What use case do you see in XDP specifically e.g. for container networking?
>> b). with regards to a programmable data path: IFF one wants to do this
>> in kernel (and thats a big if), it seems much more preferrable to provide
>> a config/data-based approach rather than a programmable one. If you want
>> full freedom DPDK is architecturally just too powerful to compete with.
> I must have missed the legal disclaimer that is usually put in front
> of the DPDK marketing show :-)
> I don't want full freedom. I want programmability with stack integration
> at sufficient speed and the ability to benefit from the hardware
> abstractions that the kernel provides.
>> Proponents of XDP sometimes provide usage examples.
>> Lets look at some of these.
> [ I won't comment on any of the other use cases because they are of no
> interest to me ]
>> * Load balancer
>> State holding algorithm need sorting and searching, so also no fit for
>> eBPF (could be exposed by function exports, but then can we do DoS by
>> finding worst case scenarios?).
>> Also again needs way to forward frame out via another interface.
>> For cases where packet gets sent out via same interface it would appear
>> to be easier to use port mirroring in a switch and use stochastic filtering
>> on end nodes to determine which host should take responsibility.
>> XDP plus: central authority over how distribution will work in case
>> nodes are added/removed from pool.
>> But then again, it will be easier to hande this with netmap/dpdk where
>> more complicated scheduling algorithms can be used.
> I agree with you if the LB is a software based appliance in either a
> dedicated VM or on dedicated baremetal.
> The reality is turning out to be different in many cases though, LB
> needs to be performed not only for north south but east west as well.
> So even if I would handle LB for traffic entering my datacenter in user
> space, I will need the same LB for packets from my applications and
> I definitely don't want to move all of that into user space.
The open question to me is why is programmability needed here.
Look at the discussion about ECMP and consistent hashing.
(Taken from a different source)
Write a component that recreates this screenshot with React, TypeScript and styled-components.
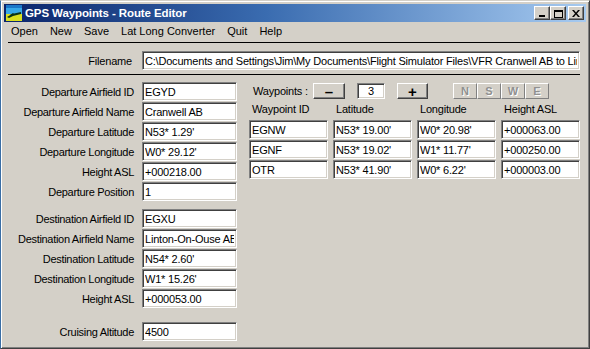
import styled, { createGlobalStyle } from 'styled-components';

const GlobalStyle = createGlobalStyle`
  html, body {
    margin: 0;
    padding: 0;
    background: #d4d0c8;
  }
  body {
    font-family: 'Liberation Sans', Arial, sans-serif;
    font-size: 11px;
    color: #000;
  }
`;

const departure = [
  ['Departure Airfield ID', 'EGYD'],
  ['Departure Airfield Name', 'Cranwell AB'],
  ['Departure Latitude', "N53* 1.29'"],
  ['Departure Longitude', "W0* 29.12'"],
  ['Height ASL', '+000218.00'],
  ['Departure Position', '1'],
];

const destination = [
  ['Destination Airfield ID', 'EGXU'],
  ['Destination Airfield Name', 'Linton-On-Ouse AB'],
  ['Destination Latitude', "N54* 2.60'"],
  ['Destination Longitude', "W1* 15.26'"],
  ['Height ASL', '+000053.00'],
];

const waypoints = [
  ['EGNW', "N53* 19.00'", "W0* 20.98'", '+000063.00'],
  ['EGNF', "N53* 19.02'", "W1* 11.77'", '+000250.00'],
  ['OTR', "N53* 41.90'", "W0* 6.22'", '+000003.00'],
];

const menu = ['Open', 'New', 'Save', 'Lat Long Converter', 'Quit', 'Help'];

function AppIcon() {
  return (
    <svg width="16" height="16" viewBox="0 0 16 16">
      <rect x="0" y="0" width="16" height="9" fill="#38a8e8" />
      <rect x="0" y="0" width="16" height="3" fill="#1c78c8" />
      <rect x="0" y="9" width="16" height="7" fill="#d8e020" />
      <polygon points="1,12 6,9 15,7 15,9 7,11 3,13" fill="#0c3418" />
      <polygon points="4,10 7,8 8,9 5,11" fill="#0c3418" />
    </svg>
  );
}

function CaptionGlyph({ kind }: { kind: 'min' | 'max' | 'close' }) {
  if (kind === 'min') {
    return (
      <svg width="8" height="7" viewBox="0 0 8 7">
        <rect x="1" y="5" width="6" height="2" fill="#000" />
      </svg>
    );
  }
  if (kind === 'max') {
    return (
      <svg width="9" height="9" viewBox="0 0 9 9">
        <rect x="0.5" y="1.5" width="8" height="7" fill="none" stroke="#000" />
        <rect x="0" y="1" width="9" height="2" fill="#000" />
      </svg>
    );
  }
  return (
    <svg width="8" height="7" viewBox="0 0 8 7">
      <path d="M0 0h2l2 2.5L6 0h2L5 3.5 8 7H6L4 4.5 2 7H0l3-3.5z" fill="#000" />
    </svg>
  );
}

function App() {
  return (
    <>
      <GlobalStyle />
      <Window>
        <TitleBar>
          <IconBox>
            <AppIcon />
          </IconBox>
          <TitleText>GPS Waypoints - Route Editor</TitleText>
          <CaptionButtons>
            <CaptionButton>
              <CaptionGlyph kind="min" />
            </CaptionButton>
            <CaptionButton>
              <CaptionGlyph kind="max" />
            </CaptionButton>
            <CaptionButton $gap>
              <CaptionGlyph kind="close" />
            </CaptionButton>
          </CaptionButtons>
        </TitleBar>

        <MenuBar>
          {menu.map((m) => (
            <MenuItem key={m}>{m}</MenuItem>
          ))}
        </MenuBar>

        <Separator />

        <FilenameRow>
          <FilenameLabel>Filename</FilenameLabel>
          <Field
            $width={438}
            readOnly
            value="C:\Documents and Settings\Jim\My Documents\Flight Simulator Files\VFR Cranwell AB to Linton-On-Ouse AB.PLN"
          />
        </FilenameRow>

        <Separator $top={4} />

        <Body>
          <LeftForm>
            <FieldGroup>
              {departure.map(([label, value]) => (
                <FormRow key={label}>
                  <FormLabel>{label}</FormLabel>
                  <Field $width={95} readOnly value={value} />
                </FormRow>
              ))}
            </FieldGroup>
            <FieldGroup $top={8}>
              {destination.map(([label, value]) => (
                <FormRow key={label}>
                  <FormLabel>{label}</FormLabel>
                  <Field $width={95} readOnly value={value} />
                </FormRow>
              ))}
            </FieldGroup>
            <FieldGroup $top={14}>
              <FormRow>
                <FormLabel>Cruising Altitude</FormLabel>
                <Field $width={95} readOnly value="4500" />
              </FormRow>
            </FieldGroup>
          </LeftForm>

          <WaypointPanel>
            <CountRow>
              <CountLabel>Waypoints :</CountLabel>
              <PushButton $width={32}>–</PushButton>
              <CountField readOnly value="3" />
              <PushButton $width={31}>+</PushButton>
              <CompassGroup>
                {['N', 'S', 'W', 'E'].map((d) => (
                  <CompassButton key={d}>{d}</CompassButton>
                ))}
              </CompassGroup>
            </CountRow>
            <WaypointGrid>
              <ColumnHeader>Waypoint ID</ColumnHeader>
              <ColumnHeader>Latitude</ColumnHeader>
              <ColumnHeader>Longitude</ColumnHeader>
              <ColumnHeader>Height ASL</ColumnHeader>
              {waypoints.map((row) =>
                row.map((cell, i) => (
                  <Field key={row[0] + i} $width={79} readOnly value={cell} />
                ))
              )}
            </WaypointGrid>
          </WaypointPanel>
        </Body>
      </Window>
    </>
  );
}

const Window = styled.div`
  width: 590px;
  height: 349px;
  box-sizing: border-box;
  background: #d4d0c8;
  border: 1px solid;
  border-color: #d4d0c8 #404040 #404040 #3a6ea5;
  box-shadow: inset 1px 1px #fff, inset -1px -1px #808080;
  padding: 3px;
  display: flex;
  flex-direction: column;
  overflow: hidden;
`;

const TitleBar = styled.div`
  height: 18px;
  flex: none;
  display: flex;
  align-items: center;
  background: linear-gradient(90deg, #0a246a 0%, #3a6cb0 45%, #a6caf0 100%);
  padding: 0 2px 0 2px;
`;

const IconBox = styled.div`
  width: 16px;
  height: 16px;
  display: flex;
`;

const TitleText = styled.div`
  margin-left: 3px;
  color: #fff;
  font-family: 'Liberation Sans', Arial, sans-serif;
  font-weight: bold;
  font-size: 11.5px;
  letter-spacing: -0.1px;
  flex: 1;
`;

const CaptionButtons = styled.div`
  display: flex;
  align-items: center;
`;

const CaptionButton = styled.div<{ $gap?: boolean }>`
  width: 16px;
  height: 14px;
  box-sizing: border-box;
  margin-left: ${(p) => (p.$gap ? '2px' : '0')};
  background: #d4d0c8;
  border: 1px solid;
  border-color: #fff #404040 #404040 #fff;
  box-shadow: inset -1px -1px #808080;
  display: flex;
  align-items: center;
  justify-content: center;
`;

const MenuBar = styled.div`
  height: 18px;
  flex: none;
  display: flex;
  align-items: center;
  padding-left: 1px;
`;

const MenuItem = styled.div`
  padding: 0 6px;
  line-height: 18px;
  font-size: 11px;
`;

const Separator = styled.div<{ $top?: number }>`
  flex: none;
  height: 1px;
  background: #000;
  margin: ${(p) => p.$top ?? 2}px 6px 0 4px;
`;

const FilenameRow = styled.div`
  display: flex;
  align-items: center;
  margin-top: 8px;
`;

const FilenameLabel = styled.div`
  width: 128px;
  text-align: right;
  margin-right: 10px;
  font-size: 11px;
  letter-spacing: -0.2px;
`;

const Field = styled.input<{ $width: number }>`
  width: ${(p) => p.$width}px;
  height: 19px;
  box-sizing: border-box;
  margin: 0;
  padding: 1px 2px 0;
  font-family: 'Liberation Sans', Arial, sans-serif;
  font-size: 11px;
  letter-spacing: -0.2px;
  color: #000;
  background: #fff;
  border: 1px solid;
  border-color: #808080 #fff #fff #808080;
  box-shadow: inset 1px 1px #404040, inset -1px -1px #d4d0c8;
  outline: none;
  overflow: hidden;
  white-space: nowrap;
`;

const Body = styled.div`
  display: flex;
  padding-top: 7px;
`;

const LeftForm = styled.div`
  display: flex;
  flex-direction: column;
`;

const FieldGroup = styled.div<{ $top?: number }>`
  display: flex;
  flex-direction: column;
  gap: 1px;
  margin-top: ${(p) => p.$top ?? 0}px;
`;

const FormRow = styled.div`
  display: flex;
  align-items: center;
  gap: 8px;
`;

const FormLabel = styled.div`
  width: 130px;
  text-align: right;
  font-size: 11px;
  letter-spacing: -0.3px;
  white-space: nowrap;
`;

const WaypointPanel = styled.div`
  margin-left: 12px;
  display: flex;
  flex-direction: column;
`;

const CountRow = styled.div`
  display: flex;
  align-items: center;
  height: 16px;
  margin-top: 1px;
`;

const CountLabel = styled.div`
  width: 64px;
  padding-left: 4px;
  box-sizing: border-box;
  font-size: 11px;
  letter-spacing: -0.2px;
  white-space: nowrap;
`;

const PushButton = styled.div<{ $width: number }>`
  width: ${(p) => p.$width}px;
  height: 16px;
  box-sizing: border-box;
  background: #d4d0c8;
  border: 1px solid;
  border-color: #fff #404040 #404040 #fff;
  box-shadow: inset -1px -1px #808080;
  display: flex;
  align-items: center;
  justify-content: center;
  font-weight: bold;
  font-size: 15px;
  line-height: 1;
`;

const CountField = styled(Field).attrs({ $width: 28 })`
  height: 16px;
  margin: 0 12px;
  text-align: center;
  padding: 0;
`;

const CompassGroup = styled.div`
  display: flex;
  margin-left: 25px;
`;

const CompassButton = styled.div`
  width: 24px;
  height: 16px;
  box-sizing: border-box;
  background: #d4d0c8;
  border: 1px solid;
  border-color: #fff #808080 #808080 #fff;
  display: flex;
  align-items: center;
  justify-content: center;
  font-weight: bold;
  font-size: 11px;
  color: #909090;
  text-shadow: 1px 1px #fff;
`;

const WaypointGrid = styled.div`
  display: grid;
  grid-template-columns: repeat(4, 79px);
  column-gap: 5px;
  row-gap: 1px;
  grid-auto-rows: 19px;
  margin-top: 1px;
`;

const ColumnHeader = styled.div`
  font-size: 11px;
  letter-spacing: -0.2px;
  padding-left: 3px;
  line-height: 19px;
  height: 19px;
  margin-bottom: 1px;
`;

export default App;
It is not very
easy to actually write this code correctly. Why can't we just put C code
into the kernel that implements this once and for all and let user space
update the policies?
Load balancers have to deal correctly with ICMP packets, e.g. they even
have to be duplicated to every ECMP route. This seems to be problematic
to do in eBPF programs due to looping constructs so you end up with
complicated user space anyway.
>> * early drop/filtering.
>> While its possible to do "u32" like filters with ebpf, all modern nics
>> support ntuple filtering in hardware, which is going to be faster because
>> such packet will never even be signalled to the operating system.
>> For more complicated cases (e.g. doing socket lookup to check if particular
>> packet does match bound socket (and expected sequence numbers etc) I don't
>> see easy ways to do that with XDP (and without sk_buff context).
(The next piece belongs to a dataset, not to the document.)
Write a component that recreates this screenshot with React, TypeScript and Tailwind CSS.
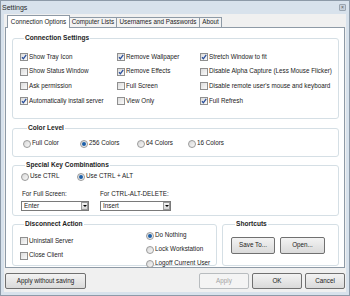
import React from 'react';

const Check = ({ on }: { on?: boolean }) => (
  <span className="relative w-[8px] h-[8px] shrink-0 border border-[#8f8f8f] bg-gradient-to-br from-[#dcdcdc] to-[#fbfbfb]">
    {on && (
      <svg viewBox="0 0 8 8" className="absolute -left-[1px] -top-[1px] w-[8px] h-[8px]">
        <path d="M2 4.2 L3.4 5.8 L6.2 1.8" fill="none" stroke="#2a4f9c" strokeWidth="1.3" />
      </svg>
    )}
  </span>
);

const Radio = ({ on }: { on?: boolean }) => (
  <span className="w-[8px] h-[8px] shrink-0 rounded-full border border-[#9a9a9a] bg-gradient-to-br from-[#d8d8d8] to-[#f8f8f8] flex items-center justify-center">
    {on && <span className="w-[4px] h-[4px] rounded-full bg-[#1c5fa8]" />}
  </span>
);

const CheckItem = ({ label, on }: { label: string; on?: boolean }) => (
  <div className="flex items-center gap-[1px] h-[14.7px] whitespace-nowrap">
    <Check on={on} />
    <span>{label}</span>
  </div>
);

const RadioItem = ({ label, on }: { label: string; on?: boolean }) => (
  <div className="flex items-center gap-[1px] h-[14px] whitespace-nowrap">
    <Radio on={on} />
    <span>{label}</span>
  </div>
);

const Group = ({ title, className, children }: { title: string; className?: string; children: React.ReactNode }) => (
  <fieldset className={`border border-[#d5dfe5] rounded-[3px] ${className ?? ''}`}>
    <legend className="ml-[4px] px-[1px] font-bold text-[6.6px] text-[#1e1e1e] whitespace-nowrap">{title}</legend>
    {children}
  </fieldset>
);

const Select = ({ value, className }: { value: string; className?: string }) => (
  <div className={`h-[10px] border border-[#7a7a7a] bg-white flex items-center justify-between ${className ?? ''}`}>
    <span className="pl-[2px]">{value}</span>
    <span className="w-[7px] h-[8px] border border-[#9a9a9a] bg-gradient-to-b from-[#f4f4f4] to-[#d6d6d6] flex items-center justify-center">
      <span className="w-0 h-0 border-l-[2px] border-r-[2px] border-t-[2px] border-l-transparent border-r-transparent border-t-black" />
    </span>
  </div>
);

const Button = ({ label, className, disabled }: { label: string; className?: string; disabled?: boolean }) => (
  <button
    className={`rounded-[2px] border flex items-center justify-center whitespace-nowrap ${
      disabled
        ? 'border-[#b8bcbf] bg-[#f4f4f4] text-[#a3a3a3]'
        : 'border-[#707070] bg-gradient-to-b from-[#f3f3f3] to-[#dadada] text-[#1a1a1a]'
    } ${className ?? ''}`}
  >
    {label}
  </button>
);

const tabs = [
  { label: 'Computer Lists', w: 'w-[47px]' },
  { label: 'Usernames and Passwords', w: 'w-[83px]' },
  { label: 'About', w: 'w-[22px]' },
];

export default function App() {
  return (
    <div className="w-[350px] h-[296px] bg-[#d8e2ec] border border-[#8d9aa8] flex flex-col font-['Liberation_Sans',Arial,sans-serif] text-[6.3px] text-[#222] leading-none">
      <div className="h-[13px] flex items-center justify-between pl-[1px] pr-[3px]">
        <span className="text-[7px] text-[#2b2b2b]">Settings</span>
        <span className="w-[7px] h-[7px] border border-[#9aa5b1] bg-[#c8d1da] rounded-[1px] flex items-center justify-center text-[5px] text-[#555]">×</span>
      </div>

      <div className="flex-1 mx-[3px] mb-[3px] bg-[#f0f0f0] flex flex-col px-[1px]">
        <div className="flex items-end h-[13px] pl-[2px]">
          <div className="h-[13px] bg-white border border-b-0 border-[#8e9aa6] flex items-center -mb-[1px] z-10 w-[63px] justify-center whitespace-nowrap">
            Connection Options
          </div>
          {tabs.map((t) => (
            <div
              key={t.label}
              className={`h-[10px] border border-b-0 border-l-0 border-[#8e9aa6] bg-[#f3f3f3] flex items-center justify-center whitespace-nowrap ${t.w}`}
            >
              {t.label}
            </div>
          ))}
        </div>

        <div className="h-[241px] bg-white border border-[#8e9aa6] pl-[6px] pr-[5px] pt-[7px] flex flex-col">
          <Group title="Connection Settings" className="h-[84px] pl-[7px] pt-[8px]">
            <div className="grid grid-cols-[97px_83px_1fr]">
              <CheckItem label="Show Tray Icon" on />
              <CheckItem label="Remove Wallpaper" on />
              <CheckItem label="Stretch Window to fit" on />
              <CheckItem label="Show Status Window" />
              <CheckItem label="Remove Effects" on />
              <CheckItem label="Disable Alpha Capture (Less Mouse Flicker)" />
              <CheckItem label="Ask permission" />
              <CheckItem label="Full Screen" />
              <CheckItem label="Disable remote user's mouse and keyboard" />
              <CheckItem label="Automatically install server" on />
              <CheckItem label="View Only" />
              <CheckItem label="Full Refresh" on />
            </div>
          </Group>

          <Group title="Color Level" className="mt-[6px] h-[32px] pl-[10px] pt-[5px]">
            <div className="grid grid-cols-[57px_57px_51px_1fr]">
              <RadioItem label="Full Color" />
              <RadioItem label="256 Colors" on />
              <RadioItem label="64 Colors" />
              <RadioItem label="16 Colors" />
            </div>
          </Group>

          <Group title="Special Key Combinations" className="mt-[5px] h-[54px] pl-[8px] pr-[2px] pt-[1px]">
            <div className="grid grid-cols-[56px_1fr]">
              <RadioItem label="Use CTRL" />
              <RadioItem label="Use CTRL + ALT" on />
            </div>
            <div className="grid grid-cols-[79px_72px] mt-[7px]">
              <div className="flex flex-col gap-[4px]">
                <span className="pl-[1px]">For Full Screen:</span>
                <Select value="Enter" className="w-[68px]" />
              </div>
              <div className="flex flex-col gap-[4px]">
                <span>For CTRL-ALT-DELETE:</span>
                <Select value="Insert" className="w-[71px]" />
              </div>
            </div>
          </Group>

          <div className="flex gap-[5px] mt-[5px]">
            <Group title="Disconnect Action" className="w-[205px] h-[45px] pl-[7px] pt-[1px]">
              <div className="flex">
                <div className="w-[126px] pt-[5px] flex flex-col">
                  <CheckItem label="Uninstall Server" />
                  <CheckItem label="Close Client" />
                </div>
                <div className="flex flex-col">
                  <RadioItem label="Do Nothing" on />
                  <RadioItem label="Lock Workstation" />
                  <RadioItem label="Logoff Current User" />
                </div>
              </div>
            </Group>
            <Group title="Shortcuts" className="flex-1 h-[45px] pl-[8px] pt-[9px]">
              <div className="flex gap-[5px]">
                <Button label="Save To..." className="w-[44px] h-[17px]" />
                <Button label="Open..." className="w-[45px] h-[17px]" />
              </div>
            </Group>
          </div>
        </div>

        <div className="flex items-center mt-[5px] h-[16px]">
          <Button label="Apply without saving" className="w-[81px] h-[16px]" />
          <div className="flex-1" />
          <Button label="Apply" className="w-[50px] h-[16px]" disabled />
          <Button label="OK" className="w-[50px] h-[16px] ml-[3px]" />
          <Button label="Cancel" className="w-[40px] h-[16px] ml-[3px]" />
        </div>
      </div>
    </div>
  );
}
>> Providing it via function exports is possible of course, but that will only
>> result in an "arms race" where we will see special-sauce functions
>> all over the place -- DoS will always attempt to go for something
>> that is difficult to filter against, cf. all the recent volume-based
> You probably put this last because this was the most difficult to
> shoot down ;-)
> The benefits of XDP for this use case are extremely obvious in combination
> with local applications which need to be protected. ntuple filters won't
> cut it. They are limited and subject to a certain rate at which they
> can be configured. Any serious mitigation will require stateful filtering
> with at least minimal L7 matching abilities and this is exactly where XDP
> will excel.
In my experience and research of DoS attacks you certainly want to put a
bit more logic into a filter than to look up something from hash tables
and drop it then. You certainly also want to have some more logic than
32 * 4096 instructions to execute, e.g. parsing and matching of DNS/NTP
packets with certain conditions and side look-ups. If you seriously do
that stuff you end up with a highly optimized programs containing
stochastic filters and also complex database logic.
If I want to drop based on hash table lookups, as Florian wrote, I would
let the hardware do that and assemble the tables in user space.